— Ваш абонемент на ноты кончился, должен ли я его возобновить?
— Нет, — сказала она.
— Почему?
— Так… — И, закусив губы, стала медленно вытягивать длинную серую нитку.
Это шитье раздражало Леона. Ему казалось, что она портит на нем свои пальцы; ему пришел в голову комплимент, но не хватило духа его вымолвить.
— Итак, вы бросаете? — сказал он.
— Что? — спросила она с живостью. — Музыку? Конечно, боже мой! Разве на мне не лежат хозяйство, заботы о муже, тысяча вещей и обязанностей гораздо более важных?
Она взглянула на часы. Шарль запоздал. Она притворилась озабоченной. Два-три раза повторила даже:
— Он так добр!
Клерк питал к господину Бовари живейшую симпатию.

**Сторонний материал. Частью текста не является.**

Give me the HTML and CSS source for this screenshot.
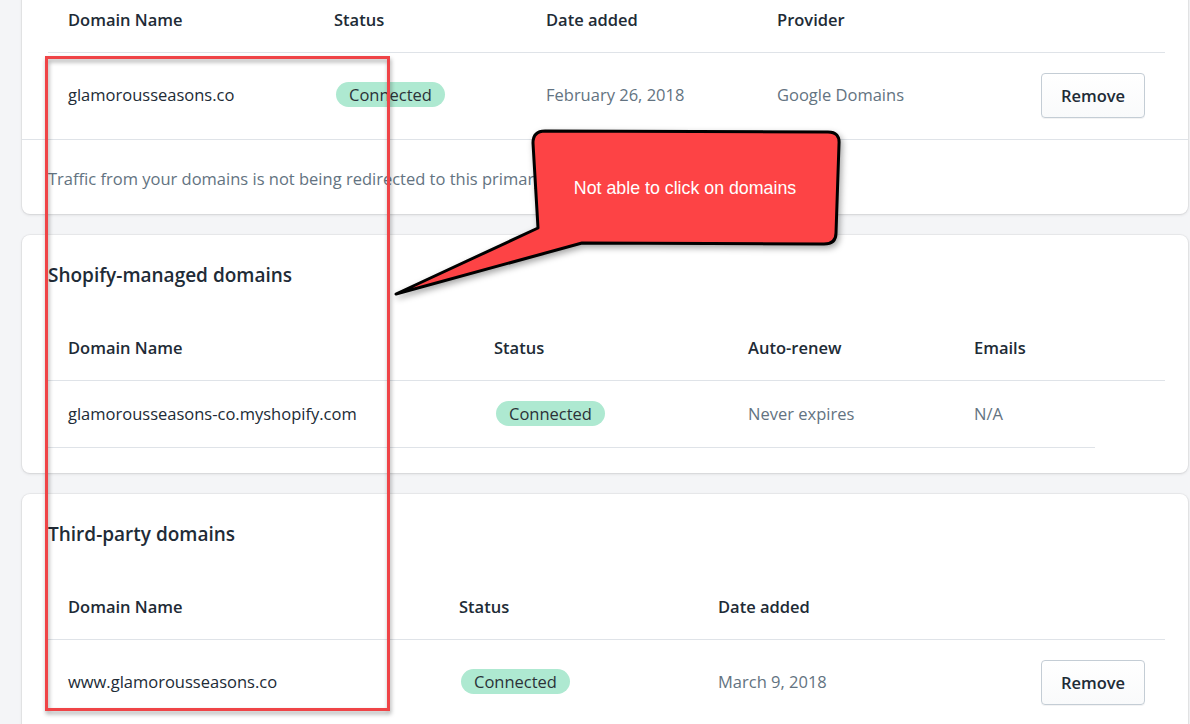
FILE: index.html
```html
<!DOCTYPE html>
<html lang="en">
<head>
<meta charset="utf-8">
<title>Domains</title>
<link rel="stylesheet" href="styles.css">
</head>
<body>
<main class="page">
  <section class="card card-first">
    <div class="table">
      <div class="row head cols-primary">
        <div>Domain Name</div><div>Status</div><div>Date added</div><div>Provider</div><div></div>
      </div>
      <div class="row data action cols-primary">
        <div class="name">glamorousseasons.co</div>
        <div><span class="badge">Connected</span></div>
        <div class="muted">February 26, 2018</div>
        <div class="muted">Google Domains</div>
        <div><button class="btn">Remove</button></div>
      </div>
    </div>
    <div class="footer muted">Traffic from your domains is not being redirected to this primary domain.</div>
  </section>

  <section class="card">
    <h2 class="card-title">Shopify-managed domains</h2>
    <div class="table">
      <div class="row head cols-managed">
        <div>Domain Name</div><div>Status</div><div>Auto-renew</div><div>Emails</div>
      </div>
      <div class="row data short cols-managed">
        <div class="name">glamorousseasons-co.myshopify.com</div>
        <div><span class="badge">Connected</span></div>
        <div class="muted">Never expires</div>
        <div class="muted">N/A</div>
      </div>
    </div>
  </section>

  <section class="card">
    <h2 class="card-title">Third-party domains</h2>
    <div class="table">
      <div class="row head cols-third">
        <div>Domain Name</div><div>Status</div><div>Date added</div><div></div>
      </div>
      <div class="row data action cols-third">
        <div class="name">www.glamorousseasons.co</div>
        <div><span class="badge">Connected</span></div>
        <div class="muted">March 9, 2018</div>
        <div><button class="btn">Remove</button></div>
      </div>
    </div>
  </section>
</main>

<div class="highlight-box"></div>
<div class="callout">
  <svg class="callout-shape" width="1190" height="724" viewBox="0 0 1190 724" aria-hidden="true">
    <path d="M545 131 L828 132 Q840 132 839 144 L836 233 Q836 244 824 244 L582 243 L396 294 L538 228 L533 143 Q533 131 545 131 Z" fill="#fd4345" stroke="#000" stroke-width="3" stroke-linejoin="round"/>
  </svg>
  <span class="callout-text">Not able to click on domains</span>
</div>
</body>
</html>
```

FILE: styles.css
```css
* { box-sizing: border-box; }

html, body {
  margin: 0;
  padding: 0;
  background: #f4f5f7;
  width: 1190px;
  height: 724px;
  overflow: hidden;
  font-family: "Open Sans", "Noto Sans", sans-serif;
  color: #212b36;
  position: relative;
}

.page {
  display: flex;
  flex-direction: column;
  gap: 21px;
  margin-top: -12px;
  padding-left: 22px;
  padding-right: 2px;
}

.card {
  background: #fff;
  border-radius: 8px;
  box-shadow: 0 0 0 1px rgba(63, 63, 68, 0.05), 0 1px 3px rgba(63, 63, 68, 0.15);
  padding: 28px 23px 25px 26px;
}

.card-first {
  padding: 0;
  border-top-left-radius: 0;
  border-top-right-radius: 0;
}

.card-first .table {
  padding: 0 23px 0 26px;
}

.card-title {
  margin: 0 0 29px 0;
  font-size: 19px;
  line-height: 24px;
  font-weight: 600;
  color: #212b36;
}

.row {
  display: grid;
  align-items: center;
  padding: 0 20px;
  font-size: 16.5px;
  line-height: 24px;
}

.row.head {
  font-weight: 600;
  padding-top: 20px;
  padding-bottom: 20px;
  border-bottom: 1px solid #dfe3e8;
}

.row.data.action {
  height: 86px;
  padding-bottom: 2px;
}

.row.data.short {
  height: 67px;
  margin-right: 70px;
  border-bottom: 1px solid #dfe3e8;
}

.cols-primary { grid-template-columns: 266px 212px 231px 1fr auto; }
.cols-managed { grid-template-columns: 426px 254px 226px 1fr; }
.cols-third { grid-template-columns: 391px 259px 1fr auto; }

.name { color: #212b36; }
.muted { color: #637381; }

.badge {
  display: inline-block;
  margin-left: 2px;
  margin-top: -4px;
  padding: 0 13px;
  height: 25px;
  line-height: 25px;
  border-radius: 13px;
  background: #aee9d1;
  color: #2b3238;
  font-size: 16.5px;
  vertical-align: middle;
}

.btn {
  display: block;
  width: 104px;
  height: 45px;
  border: 1px solid #c4cdd5;
  border-radius: 4px;
  background: linear-gradient(#fff, #f9fafb);
  box-shadow: 0 1px 0 rgba(22, 29, 37, 0.05);
  font-family: inherit;
  font-size: 16.5px;
  font-weight: 600;
  color: #212b36;
  padding: 0;
}

.footer {
  border-top: 1px solid #dfe3e8;
  padding: 27px 26px 23px 26px;
  font-size: 16.5px;
  line-height: 24px;
}

/* Annotation overlays */
.highlight-box {
  position: absolute;
  left: 45px;
  top: 56px;
  width: 345px;
  height: 655px;
  border: 3px solid #ef4447;
  filter: drop-shadow(1px 3px 2px rgba(0, 0, 0, 0.35));
}

.callout {
  position: absolute;
  left: 0;
  top: 0;
  width: 1190px;
  height: 724px;
  pointer-events: none;
}

.callout-shape {
  position: absolute;
  left: 0;
  top: 0;
  filter: drop-shadow(2px 3px 3px rgba(0, 0, 0, 0.35));
}

.callout-text {
  position: absolute;
  left: 545px;
  top: 177px;
  width: 280px;
  text-align: center;
  font-family: "Liberation Sans", Arial, sans-serif;
  font-size: 17.8px;
  line-height: 22px;
  color: #fff;
}
```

Но эта семейственная нежность неприятно его удивила; тем не менее он начал в свою очередь его расхваливать, уверяя, что только повторяет за другими то, что говорит о нем каждый и особенно аптекарь.
— Ах, это прекрасный человек, — подхватила Эмма.
— Разумеется, — сказал клерк. И перешел к госпоже Гомэ, небрежный костюм которой обычно смешил их.
— Что же из этого? — прервала Эмма. — Хорошая мать семейства не должна заниматься туалетом. — И опять умолкла.
То же было и в следующие дни; ее речи, манеры — все изменилось. Она взялась за хозяйство, стала прилежно ходить в церковь и строже смотреть за прислугой.
Она взяла Берту от кормилицы. Фелисите приносила ее, когда приходили гости, и госпожа Бовари ее раздевала, чтобы показать ее сложение. Она заявила, что обожает детей, в них ее утешение, ее радость, ее страсть, и сопровождала свои ласки лирическими излияниями, которые другим людям, чем ионвильцы, могли бы напомнить Сашетту из «Собора Парижской Богоматери».
Когда Шарль возвращался домой, его ждали греющиеся у камина туфли. Подкладки его жилетов были теперь всегда подшиты, на рубашках не было недочета в пуговицах; можно было заглядеться на его ночные колпаки, сложенные в шкафу ровными стопками. Эмма не отказывалась теперь, как прежде, с гримасой отвращения от прогулок по саду; соглашалась со всем, что он предлагал ей, хотя и не предугадывала желаний, которым подчинялась без ропота; и когда Леон глядел на доктора, усевшегося после обеда перед огнем, со сложенными на животе руками, с ногами на каминной решетке, с раскрасневшимися от пищеварения щеками, с глазами, увлажненными довольством, между тем как ребенок ползал около него по ковру, а эта женщина с тонкой талией подходила и, наклоняясь над креслом, целовала его в лоб, — он говорил себе: «Безумец, как могу я о ней мечтать?»
Она казалась ему такою добродетельной, такою недосягаемой, что всякая даже самая смутная надежда покинула его.
Но, отрекаясь от нее, он уже не видел в ней обычной женщины. Она превратилась для него в существо бесплотное, от которого он ничего уже не ждал, и поднималась в его воображении все выше и выше, удаляясь от него, как великолепное отлетающее видение. Это было одно из тех чистых чувств, которые не отнимают у человека жизненных сил: ими дорожишь — как ухаживаешь за редкими растениями, — зная, что их утрата принесла бы больше горечи, чем сколько радости доставляет обладание ими.
Эмма похудела, ее щеки побледнели, лицо вытянулось. С гладкими бандо черных волос, с огромными глазами, с прямым носом, с птичьей походкой, постоянно молчаливая за последнее время, она, казалось, проходила по жизни едва ее касаясь, словно отмеченная печатью какого-то высокого предназначения. Она была так печальна и спокойна, так кротка и строга, что от нее веяло тем ледяным очарованием, какое испытываешь в церквах среди холода мраморов и аромата цветов. Даже посторонние не ускользали от власти этого обаяния. Аптекарь говорил:
— Это женщина с большими способностями, она была бы на месте и в субпрефектуре.
Хозяйки восхищались ее бережливостью, пациенты мужа — ее любезностью, бедняки — щедростью.
А она в это время кипела желаниями, бешенством и ненавистью. Под этим платьем с прямыми складками билось бунтующее сердце, а эти целомудренные уста никому не выдавали его мук. Она была влюблена в Леона и искала одиночества, чтобы на воле услаждаться его образом. Вид его нарушал сладострастие этого созерцания. Эмма вздрагивала при звуке его шагов; потом в его присутствии ее волнение утихало, и после оставалось лишь огромное изумление, переходившее в грусть.